Stated goal:
Leave out all pictures and give back precisely the lines from the line with "What React, TypeScript" to the line with "import React from", including those two lines.

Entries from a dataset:
= = = = =
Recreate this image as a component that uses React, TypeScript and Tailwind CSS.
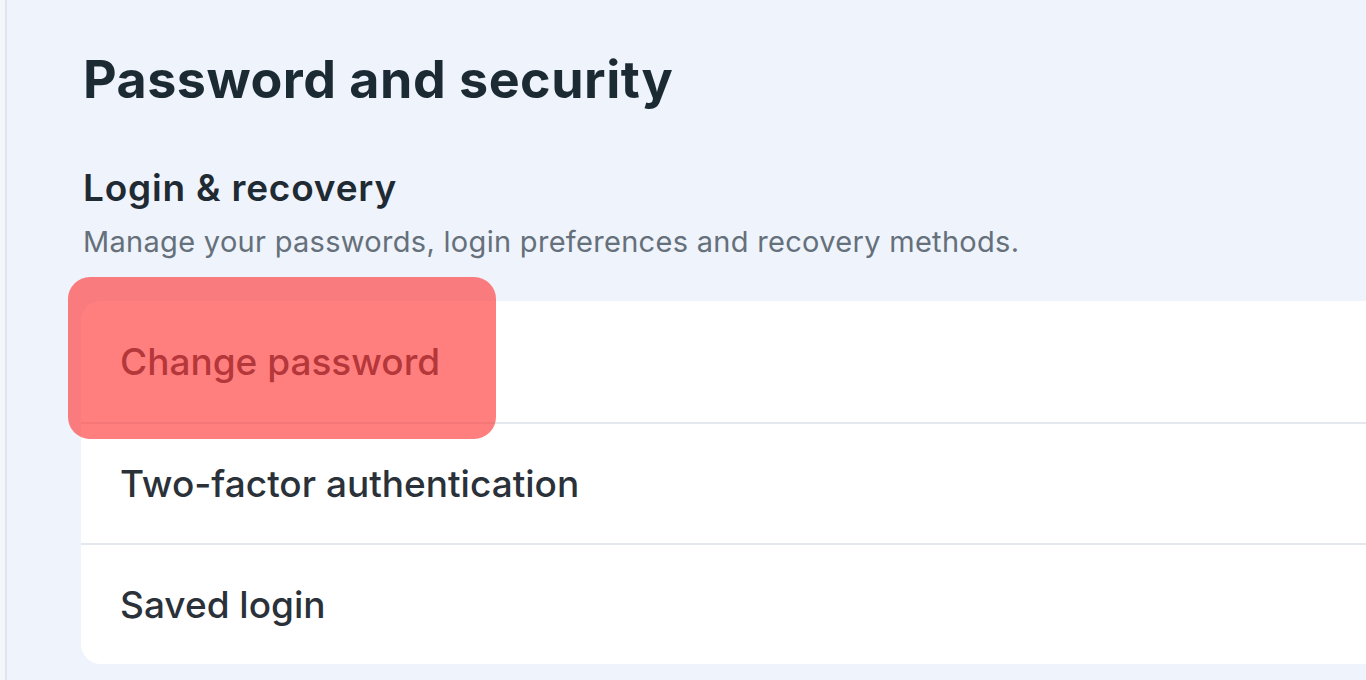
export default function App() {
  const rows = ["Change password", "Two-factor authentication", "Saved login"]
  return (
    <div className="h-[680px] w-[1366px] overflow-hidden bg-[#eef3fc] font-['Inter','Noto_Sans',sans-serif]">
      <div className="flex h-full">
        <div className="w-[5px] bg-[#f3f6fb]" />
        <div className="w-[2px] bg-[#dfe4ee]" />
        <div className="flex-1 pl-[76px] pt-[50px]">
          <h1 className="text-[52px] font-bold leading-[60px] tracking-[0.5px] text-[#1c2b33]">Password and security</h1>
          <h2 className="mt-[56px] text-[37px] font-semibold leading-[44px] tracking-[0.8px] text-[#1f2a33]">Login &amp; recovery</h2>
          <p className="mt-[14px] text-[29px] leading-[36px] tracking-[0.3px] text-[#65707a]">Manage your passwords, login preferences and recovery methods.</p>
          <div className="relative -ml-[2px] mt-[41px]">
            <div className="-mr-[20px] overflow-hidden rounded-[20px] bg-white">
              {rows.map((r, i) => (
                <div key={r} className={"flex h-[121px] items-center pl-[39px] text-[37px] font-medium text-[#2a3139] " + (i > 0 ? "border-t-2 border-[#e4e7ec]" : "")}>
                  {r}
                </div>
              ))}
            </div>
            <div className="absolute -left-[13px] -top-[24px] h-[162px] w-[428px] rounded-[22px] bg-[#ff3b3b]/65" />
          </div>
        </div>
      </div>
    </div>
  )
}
= = = = =
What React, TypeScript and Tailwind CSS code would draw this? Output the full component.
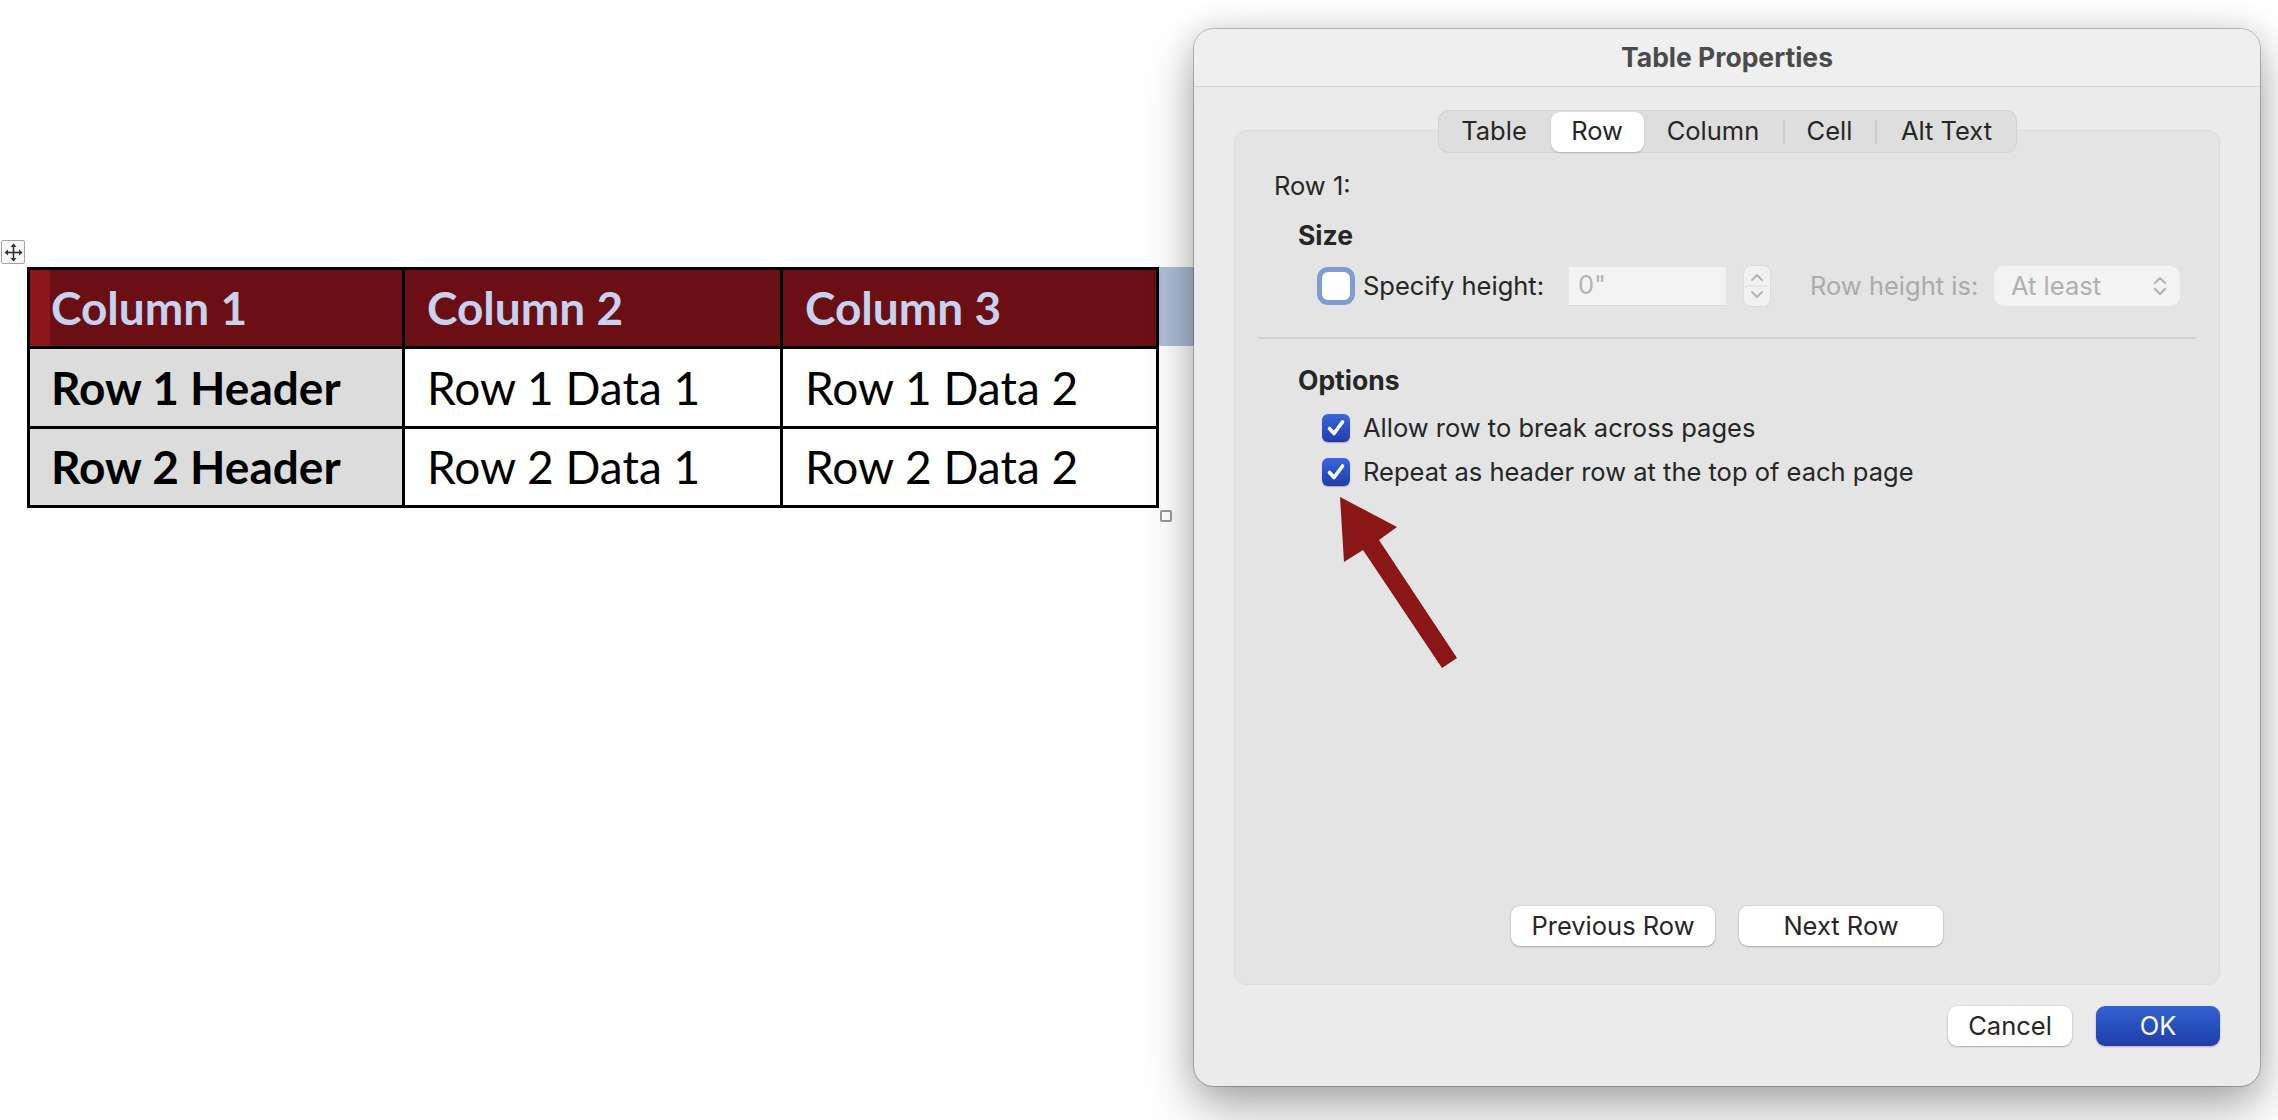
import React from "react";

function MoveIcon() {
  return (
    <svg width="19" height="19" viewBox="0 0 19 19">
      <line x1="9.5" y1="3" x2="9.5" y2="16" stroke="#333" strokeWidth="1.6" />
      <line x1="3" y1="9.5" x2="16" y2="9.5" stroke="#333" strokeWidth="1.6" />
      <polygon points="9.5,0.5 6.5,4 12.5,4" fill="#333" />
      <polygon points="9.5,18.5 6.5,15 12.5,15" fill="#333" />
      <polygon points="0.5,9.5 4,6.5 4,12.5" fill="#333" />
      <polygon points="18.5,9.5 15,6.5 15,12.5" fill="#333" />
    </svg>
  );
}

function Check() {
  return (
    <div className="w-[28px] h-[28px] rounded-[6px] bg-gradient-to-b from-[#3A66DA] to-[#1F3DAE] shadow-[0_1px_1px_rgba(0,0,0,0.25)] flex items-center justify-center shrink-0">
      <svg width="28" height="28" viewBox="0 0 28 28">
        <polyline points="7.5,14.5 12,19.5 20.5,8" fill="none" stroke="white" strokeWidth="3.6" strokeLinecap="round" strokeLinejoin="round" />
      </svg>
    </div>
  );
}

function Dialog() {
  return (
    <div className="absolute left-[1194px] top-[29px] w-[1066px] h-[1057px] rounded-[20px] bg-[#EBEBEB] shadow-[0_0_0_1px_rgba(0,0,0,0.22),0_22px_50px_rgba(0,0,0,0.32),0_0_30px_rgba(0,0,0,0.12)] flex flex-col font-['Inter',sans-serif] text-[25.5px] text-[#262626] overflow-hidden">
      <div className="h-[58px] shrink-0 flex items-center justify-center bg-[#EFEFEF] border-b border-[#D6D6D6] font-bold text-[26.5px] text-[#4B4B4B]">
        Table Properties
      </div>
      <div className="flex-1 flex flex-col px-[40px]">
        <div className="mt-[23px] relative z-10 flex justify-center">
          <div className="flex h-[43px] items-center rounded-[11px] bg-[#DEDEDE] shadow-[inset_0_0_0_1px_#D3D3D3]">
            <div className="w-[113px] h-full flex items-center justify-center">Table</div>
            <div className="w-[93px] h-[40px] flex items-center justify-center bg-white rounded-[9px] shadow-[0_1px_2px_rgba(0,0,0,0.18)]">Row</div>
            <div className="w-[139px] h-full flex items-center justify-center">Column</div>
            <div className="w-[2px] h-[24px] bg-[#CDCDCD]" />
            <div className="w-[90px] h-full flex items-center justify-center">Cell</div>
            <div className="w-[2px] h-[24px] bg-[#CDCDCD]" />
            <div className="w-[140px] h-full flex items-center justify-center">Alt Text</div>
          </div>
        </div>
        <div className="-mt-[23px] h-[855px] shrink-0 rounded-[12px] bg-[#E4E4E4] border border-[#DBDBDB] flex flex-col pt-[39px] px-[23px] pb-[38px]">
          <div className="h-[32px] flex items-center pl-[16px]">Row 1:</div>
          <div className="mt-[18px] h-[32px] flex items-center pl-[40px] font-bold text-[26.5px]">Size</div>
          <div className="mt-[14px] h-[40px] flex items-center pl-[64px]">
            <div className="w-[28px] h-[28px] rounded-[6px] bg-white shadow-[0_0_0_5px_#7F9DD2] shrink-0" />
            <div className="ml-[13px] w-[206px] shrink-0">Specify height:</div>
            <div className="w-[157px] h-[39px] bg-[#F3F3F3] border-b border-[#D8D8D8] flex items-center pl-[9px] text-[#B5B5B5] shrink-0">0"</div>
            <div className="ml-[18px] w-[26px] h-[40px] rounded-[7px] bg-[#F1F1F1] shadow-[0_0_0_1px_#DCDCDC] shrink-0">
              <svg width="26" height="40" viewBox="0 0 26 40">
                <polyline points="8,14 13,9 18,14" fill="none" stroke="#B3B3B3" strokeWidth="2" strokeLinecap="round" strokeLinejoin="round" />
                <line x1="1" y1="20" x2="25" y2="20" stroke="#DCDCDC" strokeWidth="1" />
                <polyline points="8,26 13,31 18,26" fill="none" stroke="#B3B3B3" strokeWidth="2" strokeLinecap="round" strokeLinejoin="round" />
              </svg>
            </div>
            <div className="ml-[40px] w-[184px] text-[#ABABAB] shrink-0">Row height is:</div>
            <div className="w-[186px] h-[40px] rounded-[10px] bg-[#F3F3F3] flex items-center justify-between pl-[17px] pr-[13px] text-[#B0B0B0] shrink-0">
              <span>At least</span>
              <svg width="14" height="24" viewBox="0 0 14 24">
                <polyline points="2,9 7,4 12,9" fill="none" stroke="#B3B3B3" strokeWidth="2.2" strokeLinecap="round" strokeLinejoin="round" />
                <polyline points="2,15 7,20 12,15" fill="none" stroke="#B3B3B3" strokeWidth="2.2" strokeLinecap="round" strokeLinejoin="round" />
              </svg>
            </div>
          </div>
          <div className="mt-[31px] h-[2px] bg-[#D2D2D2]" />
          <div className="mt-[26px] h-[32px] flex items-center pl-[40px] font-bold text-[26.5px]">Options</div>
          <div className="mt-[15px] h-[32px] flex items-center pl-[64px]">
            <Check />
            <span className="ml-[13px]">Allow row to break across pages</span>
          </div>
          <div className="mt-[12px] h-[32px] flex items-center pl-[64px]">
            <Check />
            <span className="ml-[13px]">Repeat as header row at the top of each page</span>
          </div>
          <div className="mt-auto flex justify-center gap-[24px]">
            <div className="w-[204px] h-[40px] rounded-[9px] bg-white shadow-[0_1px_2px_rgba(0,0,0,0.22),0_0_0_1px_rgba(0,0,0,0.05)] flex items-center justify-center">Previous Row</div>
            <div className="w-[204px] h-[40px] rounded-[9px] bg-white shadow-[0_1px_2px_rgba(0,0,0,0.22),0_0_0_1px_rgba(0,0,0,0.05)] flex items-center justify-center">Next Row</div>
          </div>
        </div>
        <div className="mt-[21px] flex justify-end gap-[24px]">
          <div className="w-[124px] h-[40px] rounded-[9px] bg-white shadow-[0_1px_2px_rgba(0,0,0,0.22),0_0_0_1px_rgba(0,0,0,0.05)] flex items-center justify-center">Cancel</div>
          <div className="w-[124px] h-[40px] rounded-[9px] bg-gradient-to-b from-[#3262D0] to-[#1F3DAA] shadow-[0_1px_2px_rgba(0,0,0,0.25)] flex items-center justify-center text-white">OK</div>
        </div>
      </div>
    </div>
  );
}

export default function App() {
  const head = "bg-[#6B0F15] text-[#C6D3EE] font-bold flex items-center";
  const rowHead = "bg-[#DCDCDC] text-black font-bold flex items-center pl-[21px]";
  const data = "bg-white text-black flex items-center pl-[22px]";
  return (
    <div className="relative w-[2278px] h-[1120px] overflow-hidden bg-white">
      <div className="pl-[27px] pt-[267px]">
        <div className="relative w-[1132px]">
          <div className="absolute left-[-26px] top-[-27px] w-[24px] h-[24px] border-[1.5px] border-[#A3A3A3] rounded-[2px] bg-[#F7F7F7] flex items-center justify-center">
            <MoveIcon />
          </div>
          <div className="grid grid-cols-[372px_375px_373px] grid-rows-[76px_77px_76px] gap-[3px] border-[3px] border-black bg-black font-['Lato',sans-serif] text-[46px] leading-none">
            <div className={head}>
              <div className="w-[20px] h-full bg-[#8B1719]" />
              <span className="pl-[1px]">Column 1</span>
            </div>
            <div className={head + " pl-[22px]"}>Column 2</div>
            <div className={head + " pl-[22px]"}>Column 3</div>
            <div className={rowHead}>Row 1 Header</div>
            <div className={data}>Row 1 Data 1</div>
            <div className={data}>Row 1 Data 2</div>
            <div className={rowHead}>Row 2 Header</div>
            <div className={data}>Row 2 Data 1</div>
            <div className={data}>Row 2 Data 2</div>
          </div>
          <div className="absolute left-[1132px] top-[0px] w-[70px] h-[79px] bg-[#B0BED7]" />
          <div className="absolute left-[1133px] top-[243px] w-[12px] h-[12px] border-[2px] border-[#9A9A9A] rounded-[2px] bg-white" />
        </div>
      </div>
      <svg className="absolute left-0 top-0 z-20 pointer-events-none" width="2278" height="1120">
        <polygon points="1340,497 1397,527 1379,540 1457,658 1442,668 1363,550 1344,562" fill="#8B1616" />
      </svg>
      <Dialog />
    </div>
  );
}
= = = = =
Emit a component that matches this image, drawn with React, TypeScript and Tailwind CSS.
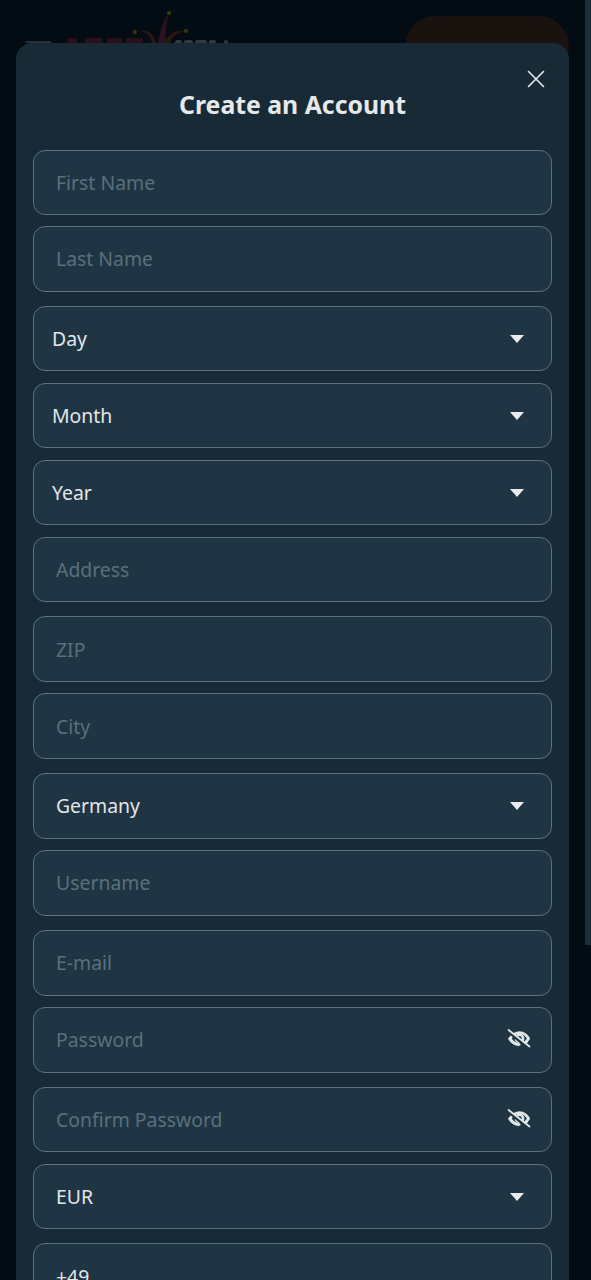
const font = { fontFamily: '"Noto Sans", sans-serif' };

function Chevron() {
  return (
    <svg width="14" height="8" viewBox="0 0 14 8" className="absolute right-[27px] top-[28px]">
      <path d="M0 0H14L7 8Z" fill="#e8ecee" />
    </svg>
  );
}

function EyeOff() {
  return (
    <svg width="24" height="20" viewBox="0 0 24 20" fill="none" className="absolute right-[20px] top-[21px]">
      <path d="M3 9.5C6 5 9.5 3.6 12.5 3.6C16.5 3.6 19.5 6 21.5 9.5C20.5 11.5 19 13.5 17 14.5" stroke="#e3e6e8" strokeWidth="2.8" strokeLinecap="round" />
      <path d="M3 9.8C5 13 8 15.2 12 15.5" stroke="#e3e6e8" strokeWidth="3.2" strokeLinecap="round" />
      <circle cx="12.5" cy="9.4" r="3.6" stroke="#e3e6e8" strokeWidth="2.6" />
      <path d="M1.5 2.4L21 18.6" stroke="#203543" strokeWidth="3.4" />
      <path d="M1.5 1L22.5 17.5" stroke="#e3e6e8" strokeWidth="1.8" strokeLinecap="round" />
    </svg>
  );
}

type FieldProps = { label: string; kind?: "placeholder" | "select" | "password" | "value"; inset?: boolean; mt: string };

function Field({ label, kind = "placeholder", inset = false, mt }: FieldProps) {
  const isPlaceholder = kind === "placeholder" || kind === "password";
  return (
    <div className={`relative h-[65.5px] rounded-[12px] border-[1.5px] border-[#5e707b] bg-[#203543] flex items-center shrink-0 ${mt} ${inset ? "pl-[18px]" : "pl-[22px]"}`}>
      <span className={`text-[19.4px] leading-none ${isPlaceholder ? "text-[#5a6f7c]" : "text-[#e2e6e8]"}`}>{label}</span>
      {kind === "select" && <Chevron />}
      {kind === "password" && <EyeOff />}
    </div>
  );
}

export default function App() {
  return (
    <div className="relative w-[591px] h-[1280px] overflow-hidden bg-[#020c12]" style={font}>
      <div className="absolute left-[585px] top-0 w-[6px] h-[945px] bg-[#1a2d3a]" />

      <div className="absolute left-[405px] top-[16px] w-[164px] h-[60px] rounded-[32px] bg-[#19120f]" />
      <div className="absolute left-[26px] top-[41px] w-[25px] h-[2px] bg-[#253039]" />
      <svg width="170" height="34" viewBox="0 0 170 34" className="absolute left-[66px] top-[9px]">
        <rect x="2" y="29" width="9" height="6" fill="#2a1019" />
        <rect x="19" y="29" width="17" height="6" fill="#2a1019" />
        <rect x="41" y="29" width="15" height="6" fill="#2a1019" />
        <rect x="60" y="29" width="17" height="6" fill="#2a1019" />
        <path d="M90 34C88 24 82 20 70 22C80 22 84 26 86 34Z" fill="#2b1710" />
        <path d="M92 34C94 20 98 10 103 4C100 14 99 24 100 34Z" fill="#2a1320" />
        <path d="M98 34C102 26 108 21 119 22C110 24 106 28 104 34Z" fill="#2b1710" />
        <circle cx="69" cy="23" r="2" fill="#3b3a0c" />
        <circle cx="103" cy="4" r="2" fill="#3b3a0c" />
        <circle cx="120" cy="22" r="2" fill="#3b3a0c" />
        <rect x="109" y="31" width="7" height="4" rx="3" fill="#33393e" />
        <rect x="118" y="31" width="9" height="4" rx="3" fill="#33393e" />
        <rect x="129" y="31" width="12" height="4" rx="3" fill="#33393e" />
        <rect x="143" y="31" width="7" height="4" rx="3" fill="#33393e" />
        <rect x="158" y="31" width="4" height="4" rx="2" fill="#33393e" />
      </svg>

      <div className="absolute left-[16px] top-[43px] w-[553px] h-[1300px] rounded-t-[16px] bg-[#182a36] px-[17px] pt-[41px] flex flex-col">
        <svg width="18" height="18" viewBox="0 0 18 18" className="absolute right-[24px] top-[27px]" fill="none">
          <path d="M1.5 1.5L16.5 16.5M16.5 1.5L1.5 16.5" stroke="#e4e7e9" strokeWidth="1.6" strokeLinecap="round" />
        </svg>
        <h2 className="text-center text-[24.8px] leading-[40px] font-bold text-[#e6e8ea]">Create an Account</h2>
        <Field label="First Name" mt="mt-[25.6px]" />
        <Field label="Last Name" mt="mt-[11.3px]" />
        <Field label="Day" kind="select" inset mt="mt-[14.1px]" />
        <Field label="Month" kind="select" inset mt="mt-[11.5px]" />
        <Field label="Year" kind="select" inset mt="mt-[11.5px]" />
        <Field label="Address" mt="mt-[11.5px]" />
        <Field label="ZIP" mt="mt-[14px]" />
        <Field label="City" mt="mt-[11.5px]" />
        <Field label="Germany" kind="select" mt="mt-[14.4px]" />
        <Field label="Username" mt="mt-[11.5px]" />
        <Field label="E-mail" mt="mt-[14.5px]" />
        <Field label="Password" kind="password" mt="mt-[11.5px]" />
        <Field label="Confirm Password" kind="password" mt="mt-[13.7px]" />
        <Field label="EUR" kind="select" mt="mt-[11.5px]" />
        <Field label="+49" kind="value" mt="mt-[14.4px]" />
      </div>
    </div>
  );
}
= = = = =
Worked solution:
What React, TypeScript and Tailwind CSS code would draw this? Output the full component.
import React from "react";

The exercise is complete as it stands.